When Davies first took the stage, with an extra acoustic guitar player in tow, he set immediately into some of his best work; "Sunny Afternoon", "Apeman" and (somewhat astonishingly) "Waterloo Sunset" all made intimate early appearances before he went off stage and emerged again with a full backing band, opening act The 88. Judging by their warm-up performance, The 88 would slot in nicely on WUWM at Nite, which is to say they're polished, good at what they do and about as yawn-inducing as an Ambien chased with a glass of warm milk, but they did an admirable job supporting the rock legend, even as the set list slid into the lesser eras of the late '70s and the '80s, what Davies himself called "the lean years." Davies' songwriting acumen never left him, but over time the strain began to show, and The Kinks' material ceased to seem as effortlessly graceful, not that you'd know it by the crowd's enthusiasm for the songs. Still, Davies and Company continued to make time for the classics, but it was in rare flashes that they approached their true power. "All Day and All of the Night" and "You Really Got Me" felt obligatory, and he actually went off for a smoke break as the band played "David Watts," but the entire endeavor was made worth it by his lovely renditions of "This Time Tomorrow," "Nothin' in the World Can Stop Me Worryin' 'Bout that Girl" and the aforementioned "Waterloo Sunset". But there was one song that was noticeably absent, one concerning a naïve young man who falls for a transvestite, and Davies seem to have fun dangling it above the audience; when it came time to introduce the last number, he rubbed it in a little more, stretching out the first syllable before announcing "Low Budget" instead.

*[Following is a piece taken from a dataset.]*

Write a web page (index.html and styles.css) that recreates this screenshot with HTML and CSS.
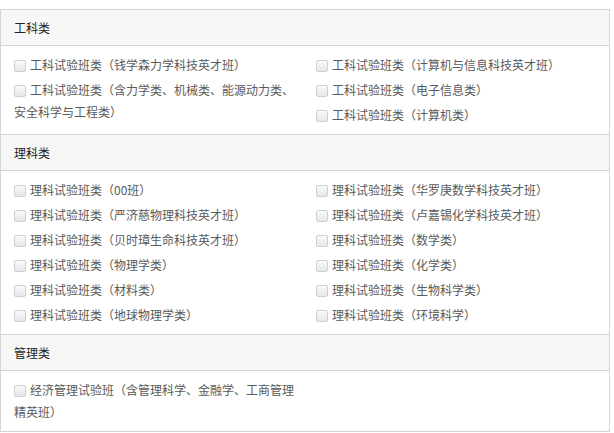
FILE: index.html
```html
<!DOCTYPE html>
<html lang="zh-CN">
<head>
  <meta charset="UTF-8">
  <title>试验班选择</title>
  <link rel="stylesheet" href="styles.css">
</head>
<body>

  <div class="panel">
    <!-- 工科类 -->
    <div class="panel-heading">工科类</div>
    <div class="panel-body">
      <div class="col">
        <label class="item"><input type="checkbox">工科试验班类（钱学森力学科技英才班）</label>
        <label class="item"><input type="checkbox">工科试验班类（含力学类、机械类、能源动力类、安全科学与工程类）</label>
      </div>
      <div class="col">
        <label class="item"><input type="checkbox">工科试验班类（计算机与信息科技英才班）</label>
        <label class="item"><input type="checkbox">工科试验班类（电子信息类）</label>
        <label class="item"><input type="checkbox">工科试验班类（计算机类）</label>
      </div>
    </div>

    <!-- 理科类 -->
    <div class="panel-heading">理科类</div>
    <div class="panel-body">
      <div class="col">
        <label class="item"><input type="checkbox">理科试验班类（00班）</label>
        <label class="item"><input type="checkbox">理科试验班类（严济慈物理科技英才班）</label>
        <label class="item"><input type="checkbox">理科试验班类（贝时璋生命科技英才班）</label>
        <label class="item"><input type="checkbox">理科试验班类（物理学类）</label>
        <label class="item"><input type="checkbox">理科试验班类（材料类）</label>
        <label class="item"><input type="checkbox">理科试验班类（地球物理学类）</label>
      </div>
      <div class="col">
        <label class="item"><input type="checkbox">理科试验班类（华罗庚数学科技英才班）</label>
        <label class="item"><input type="checkbox">理科试验班类（卢嘉锡化学科技英才班）</label>
        <label class="item"><input type="checkbox">理科试验班类（数学类）</label>
        <label class="item"><input type="checkbox">理科试验班类（化学类）</label>
        <label class="item"><input type="checkbox">理科试验班类（生物科学类）</label>
        <label class="item"><input type="checkbox">理科试验班类（环境科学）</label>
      </div>
    </div>

    <!-- 管理类 -->
    <div class="panel-heading">管理类</div>
    <div class="panel-body">
      <div class="col">
        <label class="item"><input type="checkbox">经济管理试验班（含管理科学、金融学、工商管理精英班）</label>
      </div>
      <div class="col"></div>
    </div>
  </div>

</body>
</html>
```

FILE: styles.css
```css
/* Global Styles */
body {
  margin: 9px 0 0 0;
  font-family: "Noto Sans CJK SC", "Noto Sans", sans-serif;
  font-size: 12px;
  color: #5a5a5a;
  background: #fff;
}

.panel {
  width: 608px;
  border: 1px solid #d4d4d4;
}

.panel-heading {
  background: #f7f7f7;
  color: #222;
  line-height: 15px;
  padding: 10px 13px;
  border-bottom: 1px solid #d4d4d4;
}

.panel-body + .panel-heading {
  border-top: 1px solid #d4d4d4;
}

.panel-body {
  display: grid;
  grid-template-columns: 290px 1fr;
  column-gap: 12px;
  padding: 8px 13px 5px;
}

.col {
  display: flex;
  flex-direction: column;
}

.item {
  display: block;
  line-height: 22px;
  padding-bottom: 3px;
  cursor: pointer;
}

/* Checkbox */
.item input {
  appearance: none;
  -webkit-appearance: none;
  width: 12px;
  height: 12px;
  margin: 0 4px 0 0;
  vertical-align: -2px;
  border: 1px solid #cfcfcf;
  border-radius: 2px;
  background: linear-gradient(#fafafa, #e6e6e6);
  box-sizing: border-box;
}
```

Overall, the set lacked consistency, and its song selection was frustrating. Some of his solo material is quite nice, but why anyone would want to hear (or play) mediocre, mid-period cuts when you have a vast treasure trove of hits, and exquisite obscurities, at your disposal is beyond me. But still, when Davies shined, he really shined, and in those moments, the show proved to be well worth the price of admission.